As for Syracuse big man Fab Melo, yes, Carmelo has heard of him (Nene had previously spoke of his fellow Brazilian with the coincidental name). I suggested it would have made a good rap name if he ever wanted to break into the hip hop world.
He laughed at that, but the smile wasn't there when we talked about people such as Charles Barkley and Mark Cuban, who both have said the Nuggets got the better of the trade with the Knicks.
Carmelo called the talk "nonsense" and of Cuban's remark he shot back, "I'm pretty sure if I'd have came here [to Dallas], he'd have got the better end of the deal."

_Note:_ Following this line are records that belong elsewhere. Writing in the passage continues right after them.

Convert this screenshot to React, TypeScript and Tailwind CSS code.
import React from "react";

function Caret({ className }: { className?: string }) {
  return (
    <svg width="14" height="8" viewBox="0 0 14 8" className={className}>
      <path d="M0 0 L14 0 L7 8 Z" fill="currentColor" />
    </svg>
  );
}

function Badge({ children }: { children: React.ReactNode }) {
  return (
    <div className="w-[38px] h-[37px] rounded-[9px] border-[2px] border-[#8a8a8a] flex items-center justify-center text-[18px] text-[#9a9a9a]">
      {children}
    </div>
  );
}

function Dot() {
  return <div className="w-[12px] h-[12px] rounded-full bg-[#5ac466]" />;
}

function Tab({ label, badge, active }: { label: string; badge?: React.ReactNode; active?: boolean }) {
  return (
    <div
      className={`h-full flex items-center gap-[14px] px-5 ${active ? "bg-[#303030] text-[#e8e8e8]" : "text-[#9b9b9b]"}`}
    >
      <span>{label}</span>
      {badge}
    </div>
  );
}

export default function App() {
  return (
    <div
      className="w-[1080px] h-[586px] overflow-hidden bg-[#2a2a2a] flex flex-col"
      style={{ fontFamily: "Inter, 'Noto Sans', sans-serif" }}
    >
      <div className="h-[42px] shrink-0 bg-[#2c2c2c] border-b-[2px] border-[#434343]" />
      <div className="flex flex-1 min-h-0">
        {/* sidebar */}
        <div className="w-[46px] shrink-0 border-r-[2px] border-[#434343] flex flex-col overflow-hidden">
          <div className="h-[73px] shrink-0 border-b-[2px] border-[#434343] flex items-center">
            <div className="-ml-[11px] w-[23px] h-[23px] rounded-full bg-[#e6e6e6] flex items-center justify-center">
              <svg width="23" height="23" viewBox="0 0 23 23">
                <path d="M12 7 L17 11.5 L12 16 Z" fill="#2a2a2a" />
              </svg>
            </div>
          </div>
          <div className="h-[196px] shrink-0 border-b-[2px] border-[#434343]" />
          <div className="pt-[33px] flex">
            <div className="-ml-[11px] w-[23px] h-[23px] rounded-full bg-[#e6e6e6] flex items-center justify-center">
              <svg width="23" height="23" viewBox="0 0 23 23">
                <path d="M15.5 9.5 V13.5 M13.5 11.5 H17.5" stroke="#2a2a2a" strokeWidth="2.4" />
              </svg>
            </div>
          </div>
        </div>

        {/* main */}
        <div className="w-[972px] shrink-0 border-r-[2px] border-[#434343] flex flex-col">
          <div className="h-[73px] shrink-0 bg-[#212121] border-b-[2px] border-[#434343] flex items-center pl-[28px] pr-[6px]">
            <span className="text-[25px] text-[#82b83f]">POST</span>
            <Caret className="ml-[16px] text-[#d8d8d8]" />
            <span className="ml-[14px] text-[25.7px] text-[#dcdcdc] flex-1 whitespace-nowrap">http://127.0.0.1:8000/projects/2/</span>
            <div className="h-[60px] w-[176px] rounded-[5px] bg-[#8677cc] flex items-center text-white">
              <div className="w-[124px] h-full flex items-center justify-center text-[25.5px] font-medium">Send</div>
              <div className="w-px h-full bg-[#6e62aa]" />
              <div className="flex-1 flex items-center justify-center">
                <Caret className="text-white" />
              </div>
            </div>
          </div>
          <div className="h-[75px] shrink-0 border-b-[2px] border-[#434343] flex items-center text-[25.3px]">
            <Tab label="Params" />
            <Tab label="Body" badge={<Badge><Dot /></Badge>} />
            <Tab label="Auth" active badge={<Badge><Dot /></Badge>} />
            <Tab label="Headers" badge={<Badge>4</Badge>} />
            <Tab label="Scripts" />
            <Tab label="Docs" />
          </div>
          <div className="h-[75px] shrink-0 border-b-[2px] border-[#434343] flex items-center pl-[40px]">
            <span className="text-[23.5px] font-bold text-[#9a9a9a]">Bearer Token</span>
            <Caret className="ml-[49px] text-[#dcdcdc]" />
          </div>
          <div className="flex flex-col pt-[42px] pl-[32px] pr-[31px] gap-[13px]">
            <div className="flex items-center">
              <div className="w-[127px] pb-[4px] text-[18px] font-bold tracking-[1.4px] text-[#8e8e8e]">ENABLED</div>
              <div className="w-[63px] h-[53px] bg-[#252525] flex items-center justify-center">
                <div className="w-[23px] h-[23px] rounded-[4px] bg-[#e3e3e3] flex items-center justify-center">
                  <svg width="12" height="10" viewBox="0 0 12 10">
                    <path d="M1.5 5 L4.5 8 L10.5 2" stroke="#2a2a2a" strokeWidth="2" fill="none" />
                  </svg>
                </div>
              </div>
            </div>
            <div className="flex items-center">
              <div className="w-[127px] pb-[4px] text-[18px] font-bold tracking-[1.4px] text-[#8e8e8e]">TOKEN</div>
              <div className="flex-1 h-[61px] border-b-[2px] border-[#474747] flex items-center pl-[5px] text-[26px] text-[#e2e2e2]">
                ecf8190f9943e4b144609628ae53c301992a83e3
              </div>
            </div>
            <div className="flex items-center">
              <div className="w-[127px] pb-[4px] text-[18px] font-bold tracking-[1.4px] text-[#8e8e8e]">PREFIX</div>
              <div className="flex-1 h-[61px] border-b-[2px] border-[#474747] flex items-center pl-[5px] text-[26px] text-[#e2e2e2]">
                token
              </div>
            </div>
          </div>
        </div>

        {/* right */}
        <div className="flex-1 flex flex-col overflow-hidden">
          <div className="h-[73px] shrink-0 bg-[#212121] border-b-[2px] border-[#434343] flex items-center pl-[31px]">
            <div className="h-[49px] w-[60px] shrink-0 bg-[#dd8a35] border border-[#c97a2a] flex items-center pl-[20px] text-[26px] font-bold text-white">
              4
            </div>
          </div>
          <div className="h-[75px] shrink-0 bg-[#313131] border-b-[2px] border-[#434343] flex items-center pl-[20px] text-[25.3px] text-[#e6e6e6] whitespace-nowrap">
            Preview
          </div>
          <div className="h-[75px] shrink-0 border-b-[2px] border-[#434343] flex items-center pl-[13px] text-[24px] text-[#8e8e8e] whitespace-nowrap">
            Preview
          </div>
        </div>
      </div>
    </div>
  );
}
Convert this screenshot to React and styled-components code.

* - Just wanted to send a Fixer shout out to St. John's senior guard D.J. Kennedy, who learned he tore his ACL in Thursday's quarterfinal. That injury prematurely ended my very modest Division II college career, and that was back in the days when the only remedy to that type of injury was to take you out back and shoot you. Things are so much different now, so I don't expect this to mean the end of D.J.'s playing career. We wish him the best in his recovery and expect to read his name in a boxscore again somewhere in the basketball world.